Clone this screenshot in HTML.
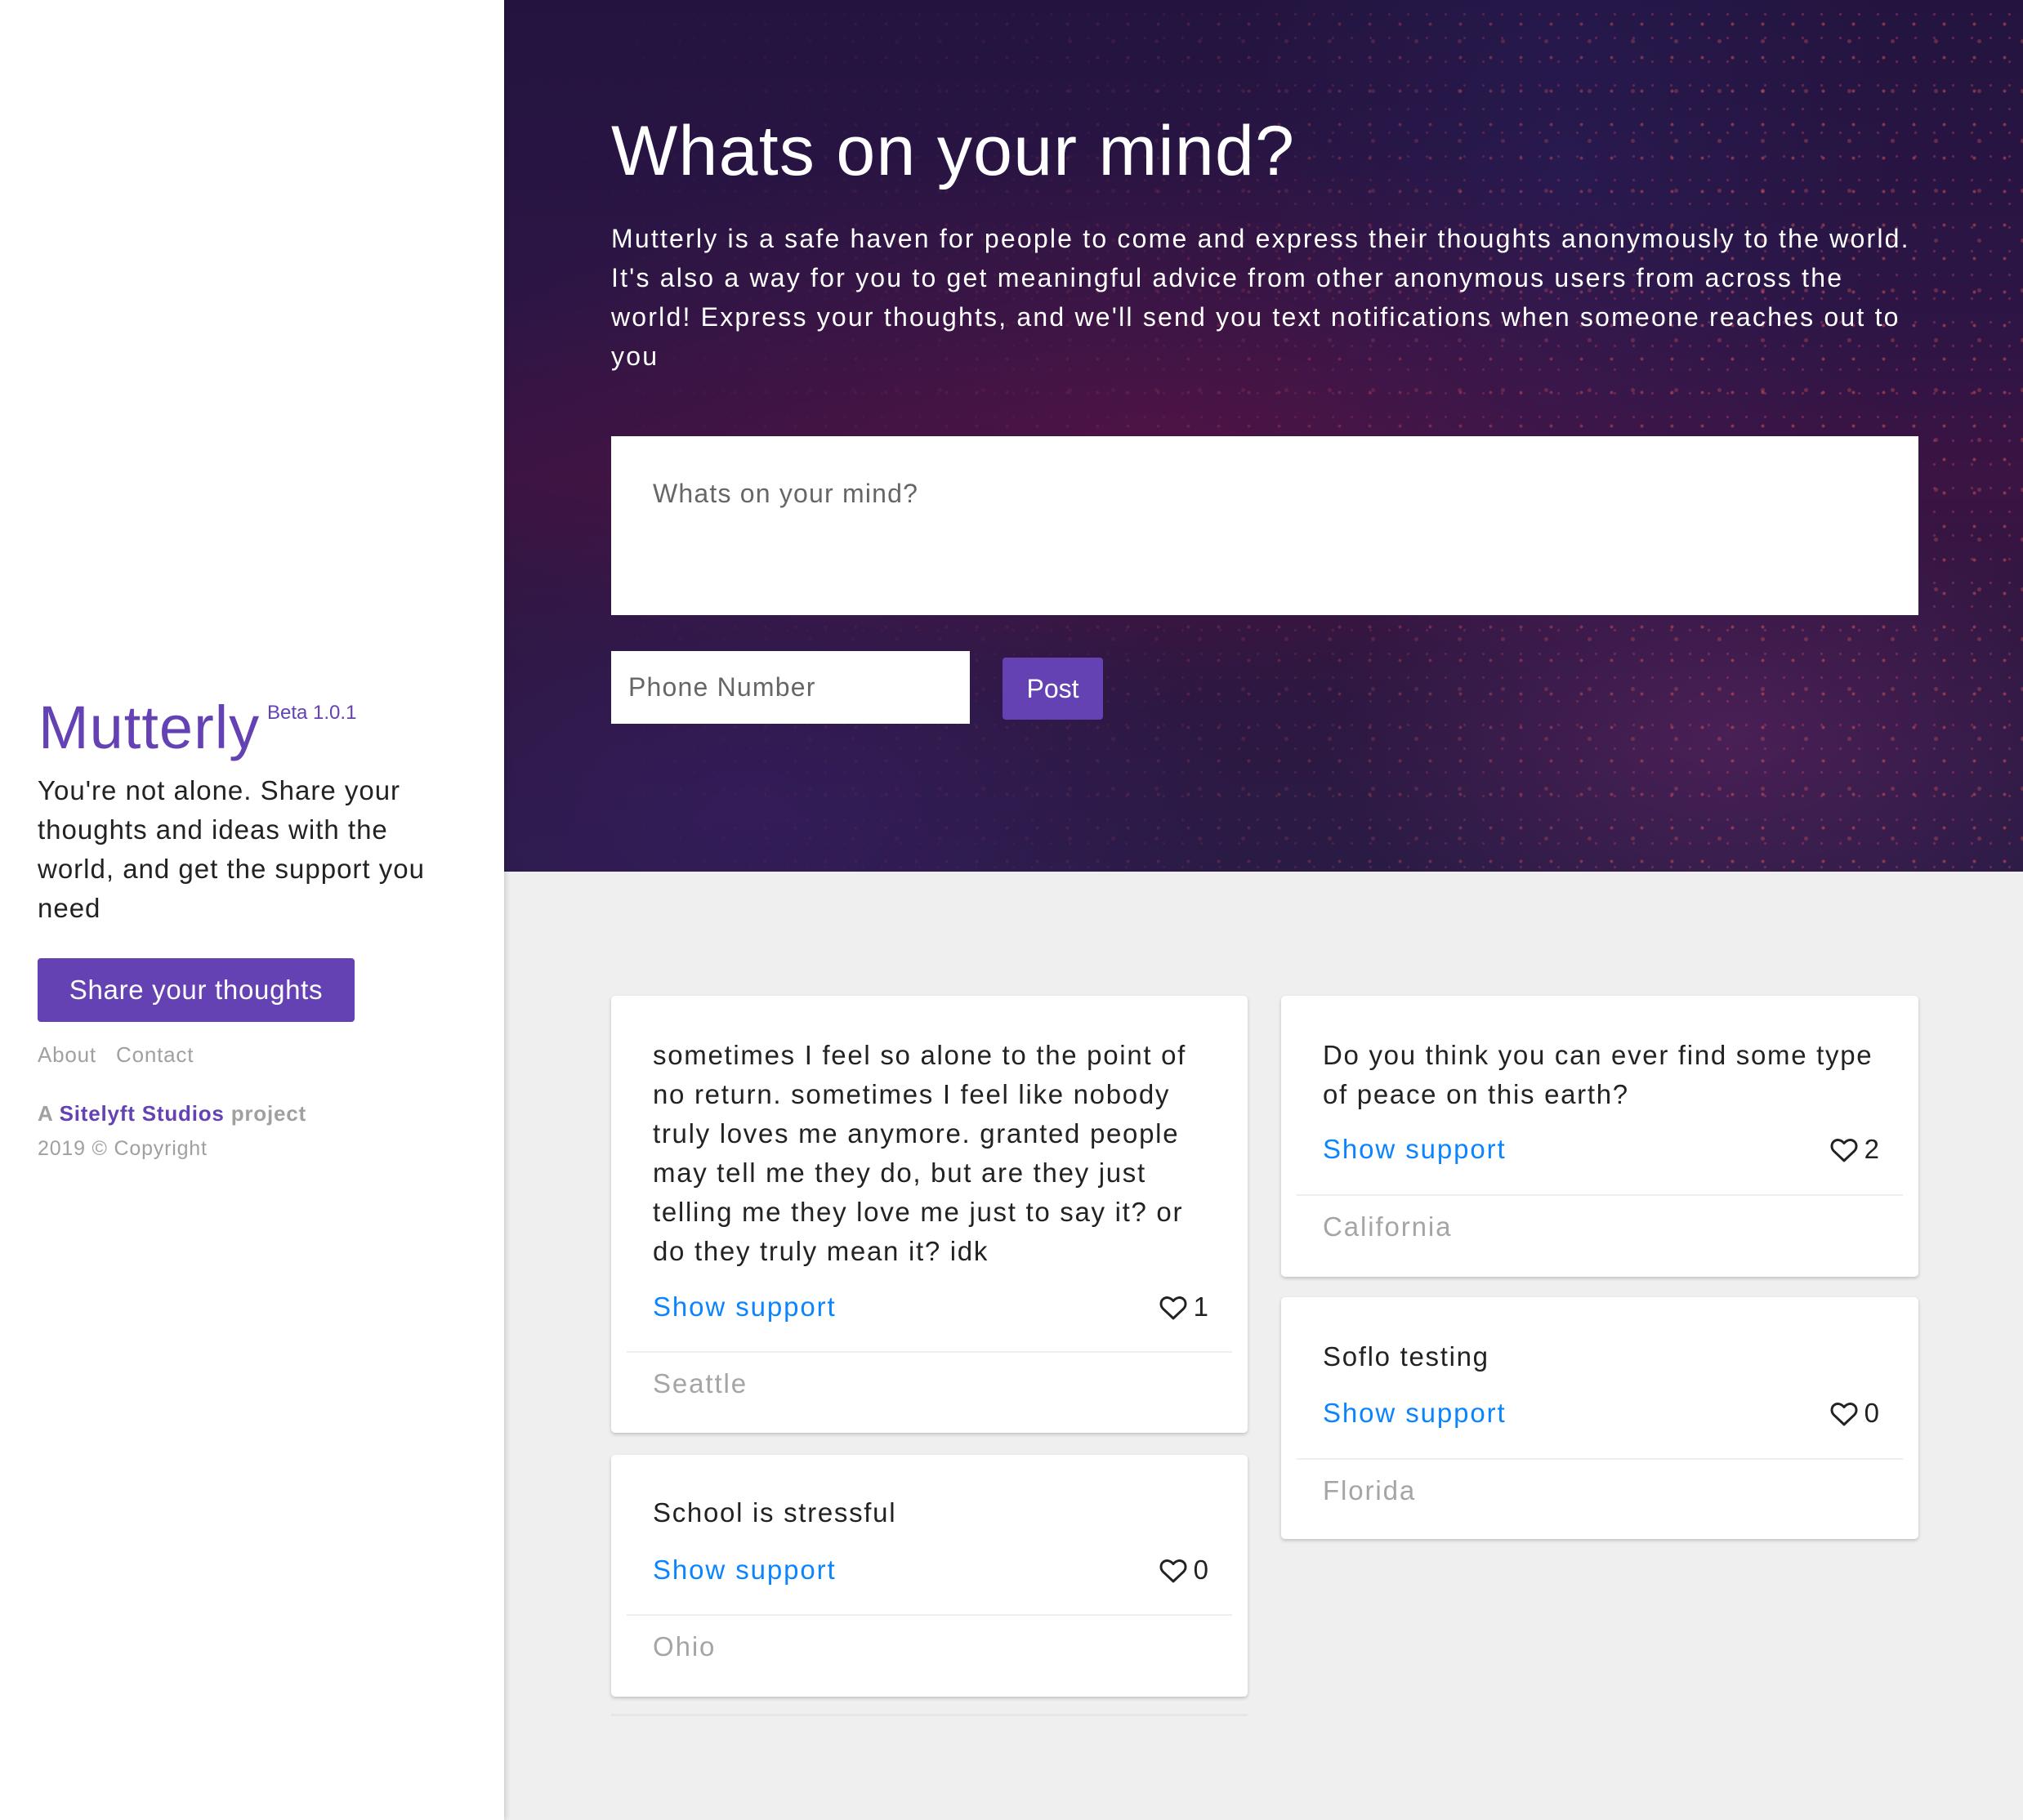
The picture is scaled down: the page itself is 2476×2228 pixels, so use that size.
<!DOCTYPE html>
<html><head><meta charset="utf-8"><style>
*{margin:0;padding:0;box-sizing:border-box}
body{width:2476px;height:2228px;background:#efefef;font-family:"Liberation Sans",sans-serif;position:relative;overflow:hidden}
.abs{position:absolute}
#side{left:0;top:0;width:617px;height:2228px;background:#fff;box-shadow:2px 0 6px rgba(0,0,0,.15);z-index:2}
#hero{left:617px;top:0;width:1859px;height:1067px;overflow:hidden;
background:
radial-gradient(ellipse 500px 300px at 1500px 900px,rgba(110,40,110,.45),transparent),
radial-gradient(ellipse 600px 400px at 300px 1000px,rgba(60,30,110,.5),transparent),
radial-gradient(ellipse 900px 350px at 800px 520px,rgba(100,20,70,.45),transparent),
radial-gradient(ellipse 400px 700px at 1300px 200px,rgba(40,30,90,.5),transparent),
linear-gradient(180deg,#23143f 0%,#2c1545 35%,#3b1443 55%,#2d1740 75%,#2a1b45 100%)}
.dots{position:absolute;inset:0;
background-image:radial-gradient(circle,rgba(210,80,90,.55) 1.6px,transparent 2.4px),radial-gradient(circle,rgba(200,70,90,.4) 1.2px,transparent 2px),radial-gradient(circle,rgba(220,90,90,.35) 2px,transparent 3px);
background-size:37px 41px,23px 29px,53px 61px;background-position:5px 9px,14px 3px,30px 20px;
-webkit-mask-image:linear-gradient(90deg,transparent 0%,rgba(0,0,0,.3) 40%,#000 80%);mask-image:linear-gradient(90deg,transparent 0%,rgba(0,0,0,.3) 40%,#000 80%)}
h1{position:absolute;left:131px;top:130px;color:#fff;font-weight:normal;font-size:86px;letter-spacing:1.3px;line-height:110px;white-space:nowrap}
.intro{position:absolute;left:131px;top:268px;color:#fff;font-size:32px;line-height:48px;letter-spacing:2.2px;white-space:nowrap}
.ta{position:absolute;left:131px;top:534px;width:1600px;height:219px;background:#fff}
.ta span{position:absolute;left:51px;top:52px;font-size:32px;color:#666;letter-spacing:1.2px}
.ph{position:absolute;left:131px;top:797px;width:439px;height:89px;background:#fff}
.ph span{position:absolute;left:21px;top:26px;font-size:32px;color:#666;letter-spacing:1.2px}
.post{position:absolute;left:610px;top:805px;width:123px;height:76px;background:#6442b4;border-radius:4px;color:#fff;font-size:32px;text-align:center;line-height:76px}
.logo{left:47px;top:848px;color:#6442b4;font-size:74px;letter-spacing:1px;white-space:nowrap}
.beta{left:327px;top:859px;color:#6442b4;font-size:24px}
.tag{left:46px;top:944px;font-size:33px;line-height:48px;color:#222;letter-spacing:1px}
.btn{left:46px;top:1173px;width:388px;height:78px;background:#6442b4;border-radius:4px;color:#fff;font-size:33px;line-height:78px;text-align:center;letter-spacing:.7px}
.gray{color:#a0a0a0;font-size:26px;letter-spacing:.8px;white-space:nowrap}
.card{position:absolute;background:#fff;border-radius:5px;box-shadow:0 2px 4px rgba(0,0,0,.2)}
.card .t{position:absolute;left:51px;font-size:33px;line-height:48px;color:#222;letter-spacing:1.7px;white-space:nowrap}
.card .s{position:absolute;left:51px;font-size:33px;line-height:48px;color:#0a84ff;letter-spacing:1.9px}
.card .h{position:absolute;right:48px;font-size:33px;line-height:48px;color:#222;display:flex;align-items:center;gap:8px}
.card .d{position:absolute;left:19px;right:19px;height:2px;background:#eee}
.card .l{position:absolute;left:51px;font-size:33px;line-height:48px;color:#a5a5a5;letter-spacing:1.9px}
</style></head><body>
<div id="side" class="abs">
<div class="abs logo">Mutterly</div>
<div class="abs beta">Beta 1.0.1</div>
<div class="abs tag">You're not alone. Share your<br>thoughts and ideas with the<br>world, and get the support you<br>need</div>
<div class="abs btn">Share your thoughts</div>
<div class="abs gray" style="left:46px;top:1276px">About&nbsp;&nbsp; Contact</div>
<div class="abs gray" style="left:46px;top:1348px;font-weight:bold">A <span style="color:#6442b4">Sitelyft Studios</span> project</div>
<div class="abs gray" style="left:46px;top:1392px;font-size:25px">2019 © Copyright</div>
</div>
<div id="hero" class="abs"><div class="dots"></div>
<h1>Whats on your mind?</h1>
<div class="intro">Mutterly is a safe haven for people to come and express their thoughts anonymously to the world.<br>It's also a way for you to get meaningful advice from other anonymous users from across the<br>world! Express your thoughts, and we'll send you text notifications when someone reaches out to<br>you</div>
<div class="ta"><span>Whats on your mind?</span></div>
<div class="ph"><span>Phone Number</span></div>
<div class="post">Post</div>
</div>

<svg width="0" height="0" style="position:absolute"><defs><symbol id="hrt" viewBox="0 0 24 22"><path d="M12 20.5 3.2 12.2C.6 9.6.8 5.6 3.4 3.6 5.9 1.7 9.5 2.3 12 5.4 14.5 2.3 18.1 1.7 20.6 3.6c2.6 2 2.8 6 .2 8.6Z" fill="none" stroke="#222" stroke-width="2.1" stroke-linejoin="round"/></symbol></defs></svg>

<div class="card" style="left:748px;top:1219px;width:779px;height:535px">
<div class="t" style="top:49px">sometimes I feel so alone to the point of<br>no return. sometimes I feel like nobody<br>truly loves me anymore. granted people<br>may tell me they do, but are they just<br>telling me they love me just to say it? or<br>do they truly mean it? idk</div>
<div class="s" style="top:357px">Show support</div>
<div class="h" style="top:357px"><svg width="34" height="31"><use href="#hrt"/></svg>1</div>
<div class="d" style="top:435px"></div>
<div class="l" style="top:451px">Seattle</div>
</div>

<div class="card" style="left:748px;top:1781px;width:779px;height:296px">
<div class="t" style="top:47px">School is stressful</div>
<div class="s" style="top:117px">Show support</div>
<div class="h" style="top:117px"><svg width="34" height="31"><use href="#hrt"/></svg>0</div>
<div class="d" style="top:195px"></div>
<div class="l" style="top:211px">Ohio</div>
</div>
<div class="abs" style="left:748px;top:2098px;width:779px;height:3px;background:#e6e6e6"></div>

<div class="card" style="left:1568px;top:1219px;width:780px;height:344px">
<div class="t" style="top:49px">Do you think you can ever find some type<br>of peace on this earth?</div>
<div class="s" style="top:164px">Show support</div>
<div class="h" style="top:164px"><svg width="34" height="31"><use href="#hrt"/></svg>2</div>
<div class="d" style="top:243px"></div>
<div class="l" style="top:259px">California</div>
</div>

<div class="card" style="left:1568px;top:1588px;width:780px;height:296px">
<div class="t" style="top:49px">Soflo testing</div>
<div class="s" style="top:118px">Show support</div>
<div class="h" style="top:118px"><svg width="34" height="31"><use href="#hrt"/></svg>0</div>
<div class="d" style="top:197px"></div>
<div class="l" style="top:213px">Florida</div>
</div>
</body></html>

■ **PROMPT**:
Using the listing above, work out how many of its lines include "this", and give only the result.

■ **WORKED ANSWER**:
2